Les noms à la tête de l’État alternent au gré des saisons, mais les mentalités restent les mêmes. Alors que penser du nouvel arrivant, Alix Didier Fils-Aimé? Sans véritable expérience politique notable, le remplaçant de Gary Conille est un inconnu du grand public. Ce qui est sûr, c’est que sa nomination, aussi brusque qu’inquiétante, s’inscrit dans une série d’événements qui témoignent de l’instabilité chronique au sommet de l’État. Le rythme auquel les chefs de gouvernement changent frise l’absurde. Haïti continue à être victime d’une gouvernance chaotique et d’une administration complètement désorganisée. Imposer au peuple haïtien un nom tel que Alix Didier Fils-Aimé, c’est imposer le statu quo, là où notre pays a besoin de politique rupture. Si Fils-Aimé a pu réussir dans le monde des affaires, cela ne le rend pas nécessairement apte à gérer les complexités de l’État haïtien, loin s’en faut. Notre pays, en proie à des défis aussi nombreux, peut-il vraiment se permettre de mettre aux commandes un novice en politique? On peut légitimement en douter. Car diriger une entreprise, aussi prospère soit-elle, est une chose; mais diriger un gouvernement, avec ses intrications bureaucratiques, ses défis sociaux et sécuritaires et ses exigences diplomatiques, en est une autre.

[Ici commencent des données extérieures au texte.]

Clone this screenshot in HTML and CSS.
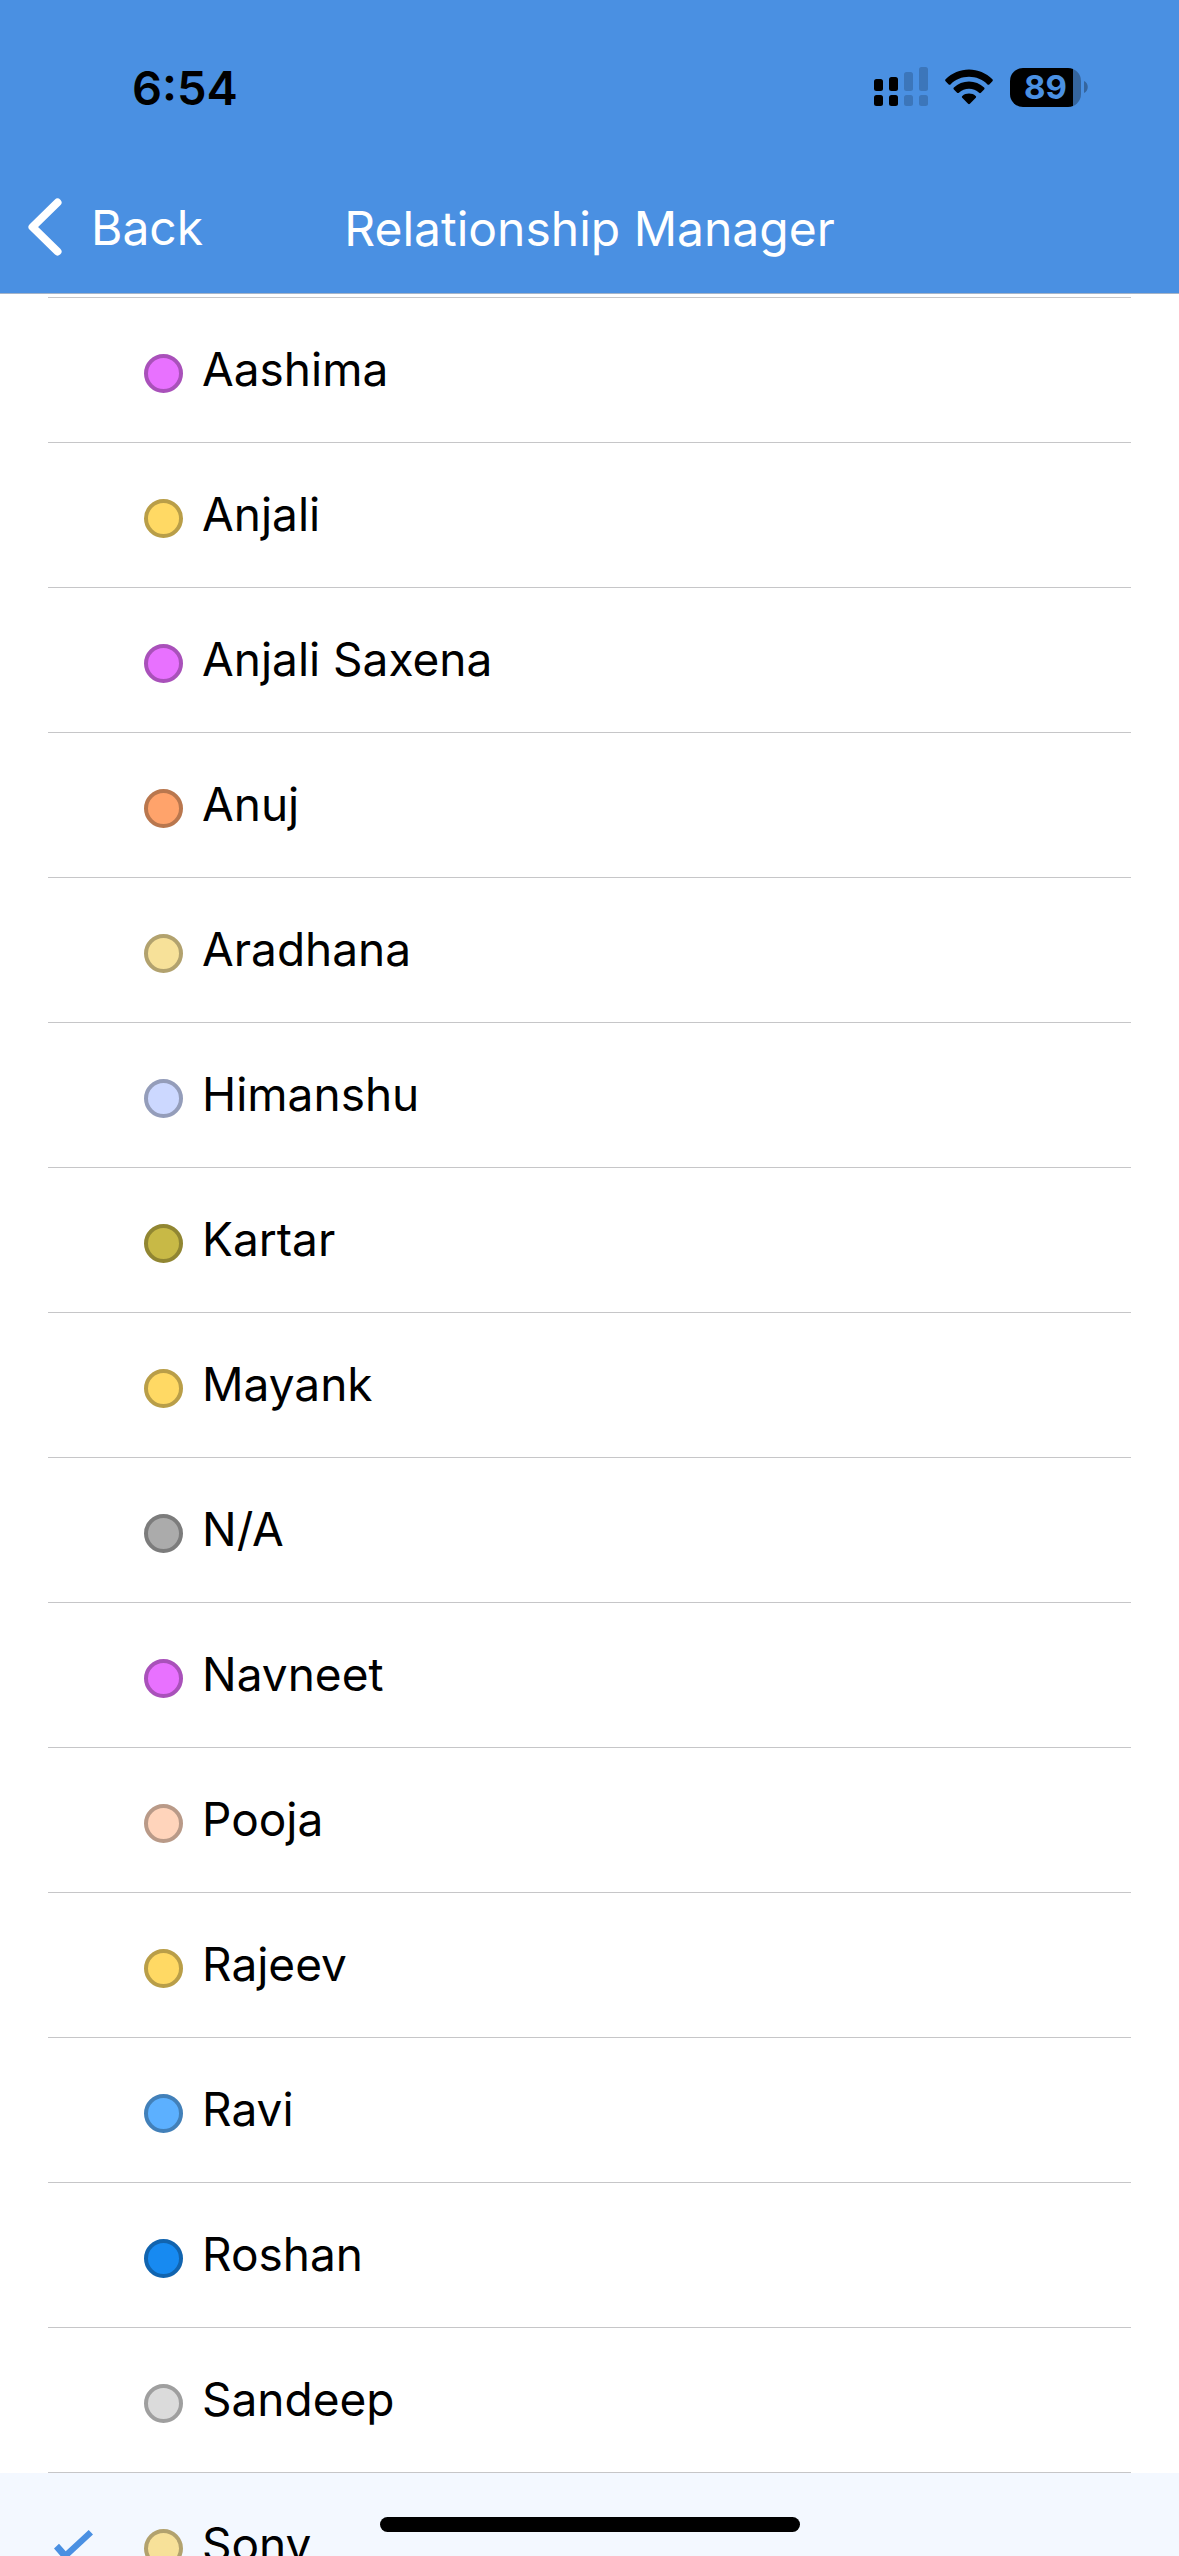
FILE: index.html
```html
<!DOCTYPE html>
<html lang="en">
<head>
    <meta charset="UTF-8">
    <meta name="viewport" content="width=device-width, initial-scale=1.0">
    <title>Relationship Manager</title>
    <link rel="stylesheet" href="styles.css">
</head>
<body>
    <header class="header">
        <div class="status-bar">
            <span class="time">6:54</span>
            <div class="status-icons">
                <svg class="signal" viewBox="0 0 54 40" aria-hidden="true">
                    <rect x="0" y="12" width="9" height="12" rx="2.5"/>
                    <rect x="15" y="10" width="9" height="14" rx="2.5"/>
                    <rect class="dim" x="30" y="5" width="9" height="19" rx="2.5"/>
                    <rect class="dim" x="45" y="0" width="9" height="24" rx="2.5"/>
                    <rect x="0" y="28" width="9" height="11" rx="2.5"/>
                    <rect x="15" y="28" width="9" height="11" rx="2.5"/>
                    <rect class="dim" x="30" y="28" width="9" height="11" rx="2.5"/>
                    <rect class="dim" x="45" y="28" width="9" height="11" rx="2.5"/>
                </svg>
                <svg class="wifi" viewBox="0 0 48 36" aria-hidden="true">
                    <path d="M.6 10.3C7 4 15.200 .5 24 .5s17 3.500 23.400 9.800c.6.600.6 1.300 0 1.900l-3.100 3.200c-.6.600-1.200.6-1.800 0C37.500 10.500 31 7.800 24 7.800S10.500 10.500 5.500 15.400c-.6.600-1.200.6-1.800 0L.6 12.200c-.6-.6-.6-1.300 0-1.900z"/>
                    <path d="M8.900 18.600C13 14.700 18.300 12.500 24 12.500s11 2.200 15.100 6.100c.6.600.6 1.300 0 1.900l-3.200 3.200c-.6.600-1.200.6-1.800 0C31.300 21.200 27.800 19.800 24 19.800s-7.300 1.400-10.100 3.900c-.6.500-1.200.5-1.800 0l-3.200-3.200c-.6-.6-.6-1.300 0-1.900z"/>
                    <path d="M17.300 26.900C19.200 25.300 21.500 24.500 24 24.500s4.800.8 6.700 2.400c.6.500.6 1.200.1 1.800l-5.900 6c-.6.600-1.200.6-1.800 0l-5.900-6c-.5-.6-.5-1.300.1-1.800z"/>
                </svg>
                <div class="battery">
                    <div class="battery-level">89</div>
                    <svg class="battery-cap" viewBox="0 0 4 12" aria-hidden="true"><path d="M0 0c5 2 5 10 0 12z"/></svg>
                </div>
            </div>
        </div>
        <nav class="nav-bar">
            <button class="back-btn" type="button">
                <svg viewBox="0 0 34 58" aria-hidden="true"><path d="M29.500 4.500L4.500 29l25 24.500"/></svg>
                Back
            </button>
            <h1 class="title">Relationship Manager</h1>
        </nav>
    </header>

    <ul class="list">
        <li><button class="row" type="button"><span class="row-content"><span class="check"></span><span class="dot violet"></span>Aashima</span></button></li>
        <li><button class="row" type="button"><span class="row-content"><span class="check"></span><span class="dot yellow"></span>Anjali</span></button></li>
        <li><button class="row" type="button"><span class="row-content"><span class="check"></span><span class="dot violet"></span>Anjali Saxena</span></button></li>
        <li><button class="row" type="button"><span class="row-content"><span class="check"></span><span class="dot orange"></span>Anuj</span></button></li>
        <li><button class="row" type="button"><span class="row-content"><span class="check"></span><span class="dot cream"></span>Aradhana</span></button></li>
        <li><button class="row" type="button"><span class="row-content"><span class="check"></span><span class="dot lavender"></span>Himanshu</span></button></li>
        <li><button class="row" type="button"><span class="row-content"><span class="check"></span><span class="dot olive"></span>Kartar</span></button></li>
        <li><button class="row" type="button"><span class="row-content"><span class="check"></span><span class="dot yellow"></span>Mayank</span></button></li>
        <li><button class="row" type="button"><span class="row-content"><span class="check"></span><span class="dot gray"></span>N/A</span></button></li>
        <li><button class="row" type="button"><span class="row-content"><span class="check"></span><span class="dot violet"></span>Navneet</span></button></li>
        <li><button class="row" type="button"><span class="row-content"><span class="check"></span><span class="dot peach"></span>Pooja</span></button></li>
        <li><button class="row" type="button"><span class="row-content"><span class="check"></span><span class="dot yellow"></span>Rajeev</span></button></li>
        <li><button class="row" type="button"><span class="row-content"><span class="check"></span><span class="dot sky"></span>Ravi</span></button></li>
        <li><button class="row" type="button"><span class="row-content"><span class="check"></span><span class="dot blue"></span>Roshan</span></button></li>
        <li><button class="row" type="button"><span class="row-content"><span class="check"></span><span class="dot silver"></span>Sandeep</span></button></li>
        <li>
            <button class="row selected" type="button" aria-pressed="true">
                <span class="row-content"><span class="check"><svg viewBox="0 0 39 31" aria-hidden="true"><path d="M0 18.500l5-4.800 6.700 7.600L34.700 0 39 4.500 10.700 30.700z"/></svg></span><span class="dot cream"></span>Sony</span>
            </button>
        </li>
    </ul>

    <div class="home-indicator"></div>
</body>
</html>
```
FILE: styles.css
```css
* {
    box-sizing: border-box;
}

body {
    font-family: Inter, 'Liberation Sans', sans-serif;
    margin: 0;
    height: 100vh;
    display: flex;
    flex-direction: column;
    overflow: hidden;
    background-color: #fff;
    color: #000;
}

button {
    border: none;
    background: none;
    margin: 0;
    padding: 0;
    font: inherit;
    color: inherit;
    text-align: left;
    cursor: pointer;
}

svg {
    display: block;
}

.header {
    flex: none;
    background-color: #4a90e2;
    border-bottom: 1px solid #a5b4c8;
}

.status-bar {
    display: flex;
    justify-content: space-between;
    align-items: center;
    height: 174px;
    padding: 0 91px 0 132px;
}

.time {
    font-size: 47px;
    font-weight: 600;
}

.status-icons {
    display: flex;
    align-items: center;
    gap: 17px;
}

.signal {
    width: 54px;
    height: 40px;
}

.dim {
    fill: #3c76ba;
}

.wifi {
    width: 48px;
    height: 36px;
}

.battery {
    display: flex;
    align-items: center;
    gap: 3px;
}

.battery-level {
    width: 71px;
    height: 39px;
    border-radius: 13px;
    background: linear-gradient(to right, #000 63px, #35659e 63px);
    color: #4a90e2;
    font-size: 33px;
    font-weight: 700;
    line-height: 39px;
    text-align: center;
}

.battery-cap {
    width: 4px;
    height: 12px;
    fill: #35659e;
}

.nav-bar {
    display: grid;
    grid-template-columns: 1fr auto 1fr;
    align-items: start;
    height: 119px;
    padding: 0 28px;
    color: #fff;
    font-size: 48px;
}

.back-btn {
    display: flex;
    align-items: center;
    gap: 29px;
    height: 106px;
}

.back-btn svg {
    width: 34px;
    height: 58px;
    fill: none;
    stroke: #fff;
    stroke-width: 8;
    stroke-linecap: round;
    stroke-linejoin: round;
}

.title {
    margin: 0;
    font-size: 48px;
    font-weight: 400;
    line-height: 110px;
}

.list {
    flex: 1;
    min-height: 0;
    overflow: hidden;
    margin: 0;
    padding: 0;
    list-style: none;
}

.list::before {
    content: '';
    display: block;
    height: 1px;
    margin: 3px 48px 0;
    background-color: #c6c6c8;
}

.row {
    display: block;
    width: 100%;
    padding: 0 48px;
    font-size: 46px;
}

.row-content {
    display: flex;
    align-items: center;
    height: 145px;
    padding-bottom: 2px;
    border-bottom: 1px solid #c6c6c8;
}

.row.selected {
    background-color: #f3f8ff;
}

.check {
    width: 96px;
    padding-top: 2px;
    padding-left: 6px;
}

.check svg {
    width: 39px;
    height: 31px;
    fill: #4a90e2;
}

.dot {
    width: 39px;
    height: 39px;
    margin-top: 8px;
    margin-right: 19px;
    border: 4px solid;
    border-radius: 50%;
}

.violet {
    background-color: #e871ff;
    border-color: #a951ba;
}

.yellow {
    background-color: #ffd964;
    border-color: #b99e48;
}

.orange {
    background-color: #ffa36b;
    border-color: #b9774e;
}

.cream {
    background-color: #f7e199;
    border-color: #b2a26e;
}

.lavender {
    background-color: #ccd8ff;
    border-color: #949dba;
}

.olive {
    background-color: #c8b946;
    border-color: #918632;
}

.gray {
    background-color: #ababab;
    border-color: #7c7c7c;
}

.peach {
    background-color: #ffd4bb;
    border-color: #b99a88;
}

.sky {
    background-color: #5cb0ff;
    border-color: #4280b9;
}

.blue {
    background-color: #178af1;
    border-color: #1164af;
}

.silver {
    background-color: #dbdbdb;
    border-color: #9f9f9f;
}

.home-indicator {
    position: fixed;
    bottom: 24px;
    left: 50%;
    width: 420px;
    height: 15px;
    margin-left: -210px;
    border-radius: 8px;
    background-color: #000;
}
```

Alors qu’Haïti a urgemment besoin d’un gouvernement central fort pour reprendre les choses en main, nos politiciens continuent à jouer avec l’avenir de toute une nation. L’instabilité chronique qui perdure actuellement empêche la mise en place de politiques à long terme, ce qui aggrave la méfiance du peuple. Les Haïtiens en ont plus qu’assez et ne peuvent plus supporter une classe politique complètement déconnectée de ses besoins et préoccupations. Pire, le manque de continuité envoie un signal désastreux à l’international, alimentant la perception d’un pays incapable de retrouver la stabilité. Comment voulez-vous que des investisseurs viennent s’ils n’ont aucune garantie? S’ils doivent traiter avec des dirigeants de passage qui ne sont là que pour gratter quelques sous avant de disparaître?
Le cynisme de notre classe politique nous coûte cher. Le peuple haïtien mérite mieux que cette mascarade, où les gouvernants viennent et repartent sans jamais assumer leurs responsabilités. Il est plus que temps d’en finir avec l’ère de l’improvisation. Vivement que la classe politique se transcende enfin et place les intérêts de la nation au-dessus des ambitions personnelles.